• RECORD SET:
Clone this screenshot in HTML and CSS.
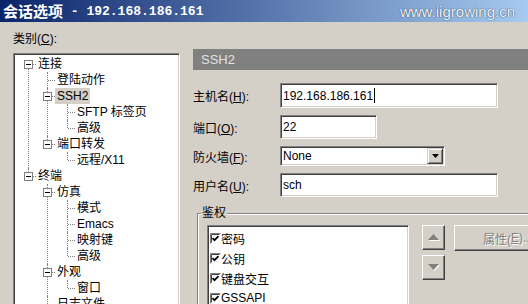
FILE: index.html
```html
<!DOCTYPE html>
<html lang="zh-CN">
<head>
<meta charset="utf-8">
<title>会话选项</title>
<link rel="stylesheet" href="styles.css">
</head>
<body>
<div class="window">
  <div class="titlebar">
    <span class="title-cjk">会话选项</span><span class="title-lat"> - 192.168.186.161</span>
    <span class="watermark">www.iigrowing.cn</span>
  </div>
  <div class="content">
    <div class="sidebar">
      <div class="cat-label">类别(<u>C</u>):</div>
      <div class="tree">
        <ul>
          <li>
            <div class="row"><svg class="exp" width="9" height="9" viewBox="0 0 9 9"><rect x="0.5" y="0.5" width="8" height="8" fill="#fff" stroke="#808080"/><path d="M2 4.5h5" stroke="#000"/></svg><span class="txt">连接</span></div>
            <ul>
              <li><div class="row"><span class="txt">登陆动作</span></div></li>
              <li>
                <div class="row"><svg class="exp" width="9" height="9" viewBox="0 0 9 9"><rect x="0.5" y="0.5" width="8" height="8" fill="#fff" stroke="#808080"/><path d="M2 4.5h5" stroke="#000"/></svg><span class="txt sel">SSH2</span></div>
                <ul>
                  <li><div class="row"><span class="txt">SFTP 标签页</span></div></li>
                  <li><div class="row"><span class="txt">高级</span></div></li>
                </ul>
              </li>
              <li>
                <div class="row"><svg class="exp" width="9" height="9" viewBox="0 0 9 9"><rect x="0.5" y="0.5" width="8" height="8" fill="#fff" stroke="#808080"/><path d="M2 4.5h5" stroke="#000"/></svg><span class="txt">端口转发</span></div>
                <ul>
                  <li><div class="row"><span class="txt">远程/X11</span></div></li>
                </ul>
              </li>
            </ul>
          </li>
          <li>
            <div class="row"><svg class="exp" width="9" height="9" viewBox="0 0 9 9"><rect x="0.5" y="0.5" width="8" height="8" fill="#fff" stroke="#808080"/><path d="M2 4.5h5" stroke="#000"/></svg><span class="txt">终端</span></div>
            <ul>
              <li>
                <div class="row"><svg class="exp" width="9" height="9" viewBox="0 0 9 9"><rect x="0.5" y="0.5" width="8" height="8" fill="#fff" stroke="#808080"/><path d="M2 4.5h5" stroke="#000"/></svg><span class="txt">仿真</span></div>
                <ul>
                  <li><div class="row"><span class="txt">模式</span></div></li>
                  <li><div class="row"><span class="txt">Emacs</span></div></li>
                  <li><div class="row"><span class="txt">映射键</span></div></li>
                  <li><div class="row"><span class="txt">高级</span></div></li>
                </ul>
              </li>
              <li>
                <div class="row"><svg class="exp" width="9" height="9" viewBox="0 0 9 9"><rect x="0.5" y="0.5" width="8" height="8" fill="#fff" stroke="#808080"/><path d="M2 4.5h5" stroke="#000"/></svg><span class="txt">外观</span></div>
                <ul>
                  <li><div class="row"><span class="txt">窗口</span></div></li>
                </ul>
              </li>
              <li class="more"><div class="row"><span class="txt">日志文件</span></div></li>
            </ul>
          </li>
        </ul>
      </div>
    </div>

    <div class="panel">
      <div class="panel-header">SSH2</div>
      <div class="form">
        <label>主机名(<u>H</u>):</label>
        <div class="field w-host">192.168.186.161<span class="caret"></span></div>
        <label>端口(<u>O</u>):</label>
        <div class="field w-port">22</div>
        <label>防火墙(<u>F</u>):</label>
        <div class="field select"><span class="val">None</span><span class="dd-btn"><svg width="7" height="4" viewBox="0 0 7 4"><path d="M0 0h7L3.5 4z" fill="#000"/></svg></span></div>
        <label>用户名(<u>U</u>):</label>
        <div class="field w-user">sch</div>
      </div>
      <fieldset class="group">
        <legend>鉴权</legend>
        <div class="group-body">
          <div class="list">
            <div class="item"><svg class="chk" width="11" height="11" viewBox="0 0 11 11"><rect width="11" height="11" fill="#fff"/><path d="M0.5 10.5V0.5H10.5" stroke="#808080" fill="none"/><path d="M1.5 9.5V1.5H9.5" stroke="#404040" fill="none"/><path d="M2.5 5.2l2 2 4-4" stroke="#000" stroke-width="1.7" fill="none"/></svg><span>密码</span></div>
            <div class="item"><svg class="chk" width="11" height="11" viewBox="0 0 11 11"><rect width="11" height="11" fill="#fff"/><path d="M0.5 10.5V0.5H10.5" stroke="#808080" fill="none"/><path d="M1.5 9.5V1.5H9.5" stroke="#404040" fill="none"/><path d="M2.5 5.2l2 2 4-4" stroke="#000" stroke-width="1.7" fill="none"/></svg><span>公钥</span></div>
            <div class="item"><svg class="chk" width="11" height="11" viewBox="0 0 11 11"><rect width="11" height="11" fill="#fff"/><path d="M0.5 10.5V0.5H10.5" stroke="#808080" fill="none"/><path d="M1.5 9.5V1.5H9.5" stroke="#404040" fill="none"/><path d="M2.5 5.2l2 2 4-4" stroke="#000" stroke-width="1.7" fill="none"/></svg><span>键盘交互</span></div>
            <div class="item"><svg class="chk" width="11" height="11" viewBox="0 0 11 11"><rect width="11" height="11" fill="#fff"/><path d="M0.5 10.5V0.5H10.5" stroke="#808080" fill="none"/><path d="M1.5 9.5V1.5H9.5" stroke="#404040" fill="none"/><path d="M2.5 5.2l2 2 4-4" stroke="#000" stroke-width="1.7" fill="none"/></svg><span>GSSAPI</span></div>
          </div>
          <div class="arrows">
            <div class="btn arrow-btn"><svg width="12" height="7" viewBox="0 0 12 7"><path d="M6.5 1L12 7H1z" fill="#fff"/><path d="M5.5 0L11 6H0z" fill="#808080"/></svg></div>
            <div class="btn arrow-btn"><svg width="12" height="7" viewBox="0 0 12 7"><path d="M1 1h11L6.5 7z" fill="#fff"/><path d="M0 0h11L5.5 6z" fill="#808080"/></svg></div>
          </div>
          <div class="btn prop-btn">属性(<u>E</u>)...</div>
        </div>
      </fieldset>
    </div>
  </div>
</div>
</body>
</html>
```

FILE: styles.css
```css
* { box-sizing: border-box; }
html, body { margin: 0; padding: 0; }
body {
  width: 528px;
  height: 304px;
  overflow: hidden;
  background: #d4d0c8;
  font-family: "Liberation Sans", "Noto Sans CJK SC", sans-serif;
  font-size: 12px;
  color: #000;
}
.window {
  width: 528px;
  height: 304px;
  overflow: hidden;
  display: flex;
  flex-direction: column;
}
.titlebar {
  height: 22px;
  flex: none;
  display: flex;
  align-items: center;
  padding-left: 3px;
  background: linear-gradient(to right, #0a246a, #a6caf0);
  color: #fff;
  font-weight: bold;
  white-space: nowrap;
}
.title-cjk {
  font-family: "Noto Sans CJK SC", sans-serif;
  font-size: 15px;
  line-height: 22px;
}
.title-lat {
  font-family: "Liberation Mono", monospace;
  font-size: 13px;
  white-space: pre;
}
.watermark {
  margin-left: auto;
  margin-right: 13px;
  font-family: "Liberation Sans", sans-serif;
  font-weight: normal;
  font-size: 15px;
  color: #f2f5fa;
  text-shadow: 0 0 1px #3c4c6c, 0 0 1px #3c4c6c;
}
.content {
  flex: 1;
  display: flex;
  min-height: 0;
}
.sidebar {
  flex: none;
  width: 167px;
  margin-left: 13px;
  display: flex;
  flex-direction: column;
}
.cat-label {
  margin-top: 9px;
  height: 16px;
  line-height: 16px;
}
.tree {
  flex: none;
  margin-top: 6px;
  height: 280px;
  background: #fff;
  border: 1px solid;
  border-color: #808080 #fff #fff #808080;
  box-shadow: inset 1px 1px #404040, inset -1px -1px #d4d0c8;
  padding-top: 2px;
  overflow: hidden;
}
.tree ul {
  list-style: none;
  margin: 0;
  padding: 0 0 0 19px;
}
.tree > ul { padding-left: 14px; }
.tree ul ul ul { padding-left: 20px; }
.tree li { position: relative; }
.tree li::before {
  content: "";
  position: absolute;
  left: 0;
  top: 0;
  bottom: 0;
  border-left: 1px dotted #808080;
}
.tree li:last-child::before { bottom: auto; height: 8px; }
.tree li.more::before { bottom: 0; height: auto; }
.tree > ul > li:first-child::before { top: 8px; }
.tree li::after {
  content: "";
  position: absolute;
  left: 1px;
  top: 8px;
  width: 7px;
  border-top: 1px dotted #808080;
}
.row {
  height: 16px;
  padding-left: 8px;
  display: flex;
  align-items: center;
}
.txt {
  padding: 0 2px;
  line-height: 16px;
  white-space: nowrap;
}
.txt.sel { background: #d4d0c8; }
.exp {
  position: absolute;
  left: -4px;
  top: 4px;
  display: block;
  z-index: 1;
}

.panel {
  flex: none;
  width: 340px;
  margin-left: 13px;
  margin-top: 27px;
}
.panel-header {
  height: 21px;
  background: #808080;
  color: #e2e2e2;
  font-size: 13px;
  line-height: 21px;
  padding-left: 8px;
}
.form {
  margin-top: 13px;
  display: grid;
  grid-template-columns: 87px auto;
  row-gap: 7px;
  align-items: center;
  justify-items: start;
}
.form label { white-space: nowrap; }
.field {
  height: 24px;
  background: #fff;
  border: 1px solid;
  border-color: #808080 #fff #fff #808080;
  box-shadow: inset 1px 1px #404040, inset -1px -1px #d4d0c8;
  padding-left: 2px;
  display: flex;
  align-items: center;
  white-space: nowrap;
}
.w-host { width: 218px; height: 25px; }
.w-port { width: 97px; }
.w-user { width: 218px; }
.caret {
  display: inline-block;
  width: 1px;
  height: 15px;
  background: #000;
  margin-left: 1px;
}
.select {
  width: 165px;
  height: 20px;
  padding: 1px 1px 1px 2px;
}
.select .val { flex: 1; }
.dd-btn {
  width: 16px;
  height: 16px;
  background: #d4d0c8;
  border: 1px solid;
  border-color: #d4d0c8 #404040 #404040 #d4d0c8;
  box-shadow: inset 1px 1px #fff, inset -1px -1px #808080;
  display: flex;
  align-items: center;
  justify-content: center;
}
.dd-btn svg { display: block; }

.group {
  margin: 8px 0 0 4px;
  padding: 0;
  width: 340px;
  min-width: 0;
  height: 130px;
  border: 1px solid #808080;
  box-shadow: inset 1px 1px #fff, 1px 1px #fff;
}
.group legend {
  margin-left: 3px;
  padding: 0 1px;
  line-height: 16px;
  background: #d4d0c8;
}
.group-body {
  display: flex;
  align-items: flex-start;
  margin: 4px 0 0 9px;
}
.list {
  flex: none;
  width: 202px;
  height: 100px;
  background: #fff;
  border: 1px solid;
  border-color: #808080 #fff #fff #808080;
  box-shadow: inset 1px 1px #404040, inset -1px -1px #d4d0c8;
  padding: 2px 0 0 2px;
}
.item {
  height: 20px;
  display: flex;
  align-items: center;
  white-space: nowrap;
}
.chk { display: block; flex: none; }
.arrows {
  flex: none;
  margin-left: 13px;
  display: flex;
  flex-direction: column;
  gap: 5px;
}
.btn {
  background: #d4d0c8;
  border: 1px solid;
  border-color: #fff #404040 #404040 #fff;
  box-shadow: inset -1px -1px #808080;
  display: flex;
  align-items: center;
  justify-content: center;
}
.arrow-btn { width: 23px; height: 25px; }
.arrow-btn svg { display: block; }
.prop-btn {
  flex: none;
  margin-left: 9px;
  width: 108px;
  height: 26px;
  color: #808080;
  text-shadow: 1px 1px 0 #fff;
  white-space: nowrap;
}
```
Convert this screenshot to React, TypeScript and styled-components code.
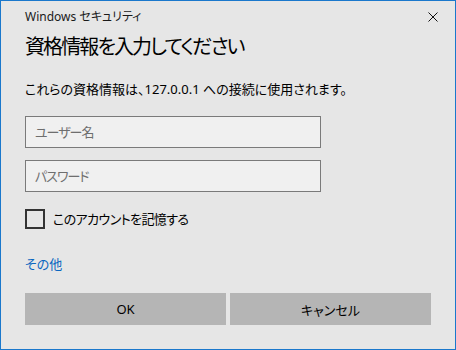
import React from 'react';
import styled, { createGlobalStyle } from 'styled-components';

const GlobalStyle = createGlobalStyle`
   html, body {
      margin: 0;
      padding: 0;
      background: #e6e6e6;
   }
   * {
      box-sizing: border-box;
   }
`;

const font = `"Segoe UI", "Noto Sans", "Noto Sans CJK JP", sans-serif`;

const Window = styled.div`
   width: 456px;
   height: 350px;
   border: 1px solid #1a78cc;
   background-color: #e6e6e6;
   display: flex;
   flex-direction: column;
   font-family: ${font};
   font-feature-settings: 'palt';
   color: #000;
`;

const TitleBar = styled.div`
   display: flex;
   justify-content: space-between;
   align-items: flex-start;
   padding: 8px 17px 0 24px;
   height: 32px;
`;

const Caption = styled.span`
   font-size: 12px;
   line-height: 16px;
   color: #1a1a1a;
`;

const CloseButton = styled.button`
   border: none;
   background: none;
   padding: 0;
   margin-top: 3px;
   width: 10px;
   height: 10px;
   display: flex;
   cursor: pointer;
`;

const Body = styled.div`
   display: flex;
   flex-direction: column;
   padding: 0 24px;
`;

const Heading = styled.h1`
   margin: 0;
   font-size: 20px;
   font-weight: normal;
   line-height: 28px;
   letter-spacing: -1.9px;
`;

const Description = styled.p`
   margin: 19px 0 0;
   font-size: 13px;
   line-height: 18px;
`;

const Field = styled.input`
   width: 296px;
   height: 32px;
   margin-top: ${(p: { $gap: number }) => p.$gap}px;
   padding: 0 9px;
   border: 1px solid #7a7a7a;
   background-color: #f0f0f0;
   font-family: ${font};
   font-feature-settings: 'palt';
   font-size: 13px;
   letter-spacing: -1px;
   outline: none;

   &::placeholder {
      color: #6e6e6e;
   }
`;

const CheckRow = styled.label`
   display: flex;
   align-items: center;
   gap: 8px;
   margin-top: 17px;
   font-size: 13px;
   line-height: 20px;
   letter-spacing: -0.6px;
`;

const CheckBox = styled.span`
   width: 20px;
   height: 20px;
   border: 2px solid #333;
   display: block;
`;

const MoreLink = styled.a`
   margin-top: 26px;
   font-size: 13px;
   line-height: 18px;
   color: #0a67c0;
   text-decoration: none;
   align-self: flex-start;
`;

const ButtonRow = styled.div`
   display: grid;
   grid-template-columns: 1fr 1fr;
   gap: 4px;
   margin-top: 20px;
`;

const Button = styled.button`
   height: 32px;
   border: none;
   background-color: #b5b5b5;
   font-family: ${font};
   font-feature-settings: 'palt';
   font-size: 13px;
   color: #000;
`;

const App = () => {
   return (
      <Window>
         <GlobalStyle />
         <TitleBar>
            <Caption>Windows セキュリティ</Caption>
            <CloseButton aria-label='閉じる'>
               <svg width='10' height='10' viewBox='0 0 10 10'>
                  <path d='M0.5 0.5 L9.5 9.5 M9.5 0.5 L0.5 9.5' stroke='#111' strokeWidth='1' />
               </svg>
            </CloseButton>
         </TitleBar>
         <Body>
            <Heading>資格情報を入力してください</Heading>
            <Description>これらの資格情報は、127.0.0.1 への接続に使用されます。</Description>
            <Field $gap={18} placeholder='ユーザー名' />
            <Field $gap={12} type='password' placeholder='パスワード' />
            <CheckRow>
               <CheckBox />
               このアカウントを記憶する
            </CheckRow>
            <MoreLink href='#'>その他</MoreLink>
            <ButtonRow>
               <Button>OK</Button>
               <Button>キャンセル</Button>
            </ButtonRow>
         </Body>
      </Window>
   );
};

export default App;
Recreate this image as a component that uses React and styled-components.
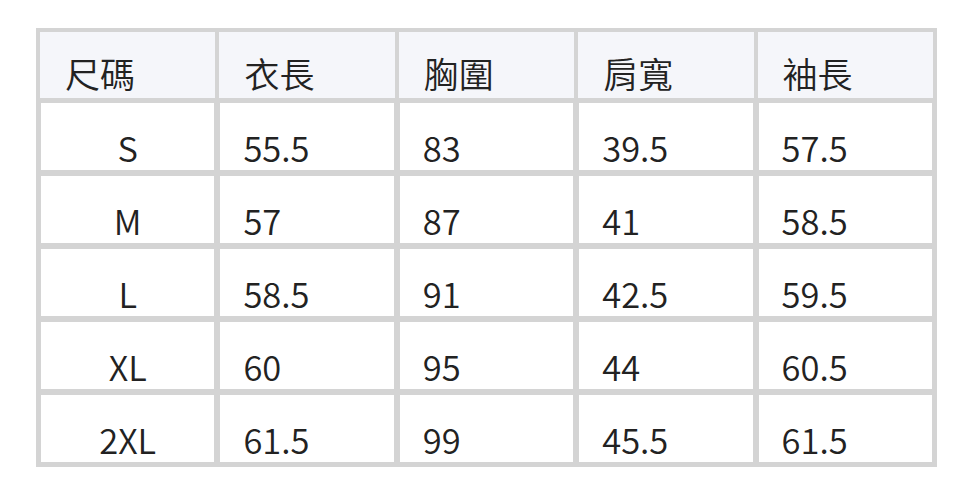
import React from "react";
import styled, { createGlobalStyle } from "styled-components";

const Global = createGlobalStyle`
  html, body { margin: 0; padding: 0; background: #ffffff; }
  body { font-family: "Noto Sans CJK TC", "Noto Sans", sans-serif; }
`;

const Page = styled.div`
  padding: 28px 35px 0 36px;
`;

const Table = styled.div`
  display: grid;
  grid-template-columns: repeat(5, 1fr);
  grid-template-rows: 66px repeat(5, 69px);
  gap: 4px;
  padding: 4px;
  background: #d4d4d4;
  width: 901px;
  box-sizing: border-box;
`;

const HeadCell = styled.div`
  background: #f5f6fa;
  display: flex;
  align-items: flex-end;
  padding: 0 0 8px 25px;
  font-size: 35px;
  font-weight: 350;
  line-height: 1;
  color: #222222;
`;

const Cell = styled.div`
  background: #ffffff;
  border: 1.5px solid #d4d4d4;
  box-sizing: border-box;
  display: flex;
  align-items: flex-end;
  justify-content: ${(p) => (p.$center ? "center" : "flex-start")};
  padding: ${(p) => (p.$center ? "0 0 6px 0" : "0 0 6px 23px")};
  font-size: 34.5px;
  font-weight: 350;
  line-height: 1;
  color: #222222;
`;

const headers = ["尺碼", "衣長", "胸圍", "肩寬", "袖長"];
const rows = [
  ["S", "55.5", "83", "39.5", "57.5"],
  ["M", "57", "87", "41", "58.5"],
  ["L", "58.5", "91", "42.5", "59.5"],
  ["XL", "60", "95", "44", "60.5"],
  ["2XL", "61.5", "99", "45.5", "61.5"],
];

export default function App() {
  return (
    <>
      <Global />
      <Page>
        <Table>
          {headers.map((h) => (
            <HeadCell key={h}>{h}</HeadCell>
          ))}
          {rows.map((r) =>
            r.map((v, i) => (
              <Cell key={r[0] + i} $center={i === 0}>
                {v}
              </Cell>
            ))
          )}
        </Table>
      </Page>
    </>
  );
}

• GIVEN PROBLEM: Using the listing above, copy exactly the lines from the one that contains "Recreate this image" through its last line, both included, but not the pictures.

• PROBLEM SOLUTION:
Recreate this image as a component that uses React and styled-components.
import React from "react";
import styled, { createGlobalStyle } from "styled-components";

const Global = createGlobalStyle`
  html, body { margin: 0; padding: 0; background: #ffffff; }
  body { font-family: "Noto Sans CJK TC", "Noto Sans", sans-serif; }
`;

const Page = styled.div`
  padding: 28px 35px 0 36px;
`;

const Table = styled.div`
  display: grid;
  grid-template-columns: repeat(5, 1fr);
  grid-template-rows: 66px repeat(5, 69px);
  gap: 4px;
  padding: 4px;
  background: #d4d4d4;
  width: 901px;
  box-sizing: border-box;
`;

const HeadCell = styled.div`
  background: #f5f6fa;
  display: flex;
  align-items: flex-end;
  padding: 0 0 8px 25px;
  font-size: 35px;
  font-weight: 350;
  line-height: 1;
  color: #222222;
`;

const Cell = styled.div`
  background: #ffffff;
  border: 1.5px solid #d4d4d4;
  box-sizing: border-box;
  display: flex;
  align-items: flex-end;
  justify-content: ${(p) => (p.$center ? "center" : "flex-start")};
  padding: ${(p) => (p.$center ? "0 0 6px 0" : "0 0 6px 23px")};
  font-size: 34.5px;
  font-weight: 350;
  line-height: 1;
  color: #222222;
`;

const headers = ["尺碼", "衣長", "胸圍", "肩寬", "袖長"];
const rows = [
  ["S", "55.5", "83", "39.5", "57.5"],
  ["M", "57", "87", "41", "58.5"],
  ["L", "58.5", "91", "42.5", "59.5"],
  ["XL", "60", "95", "44", "60.5"],
  ["2XL", "61.5", "99", "45.5", "61.5"],
];

export default function App() {
  return (
    <>
      <Global />
      <Page>
        <Table>
          {headers.map((h) => (
            <HeadCell key={h}>{h}</HeadCell>
          ))}
          {rows.map((r) =>
            r.map((v, i) => (
              <Cell key={r[0] + i} $center={i === 0}>
                {v}
              </Cell>
            ))
          )}
        </Table>
      </Page>
    </>
  );
}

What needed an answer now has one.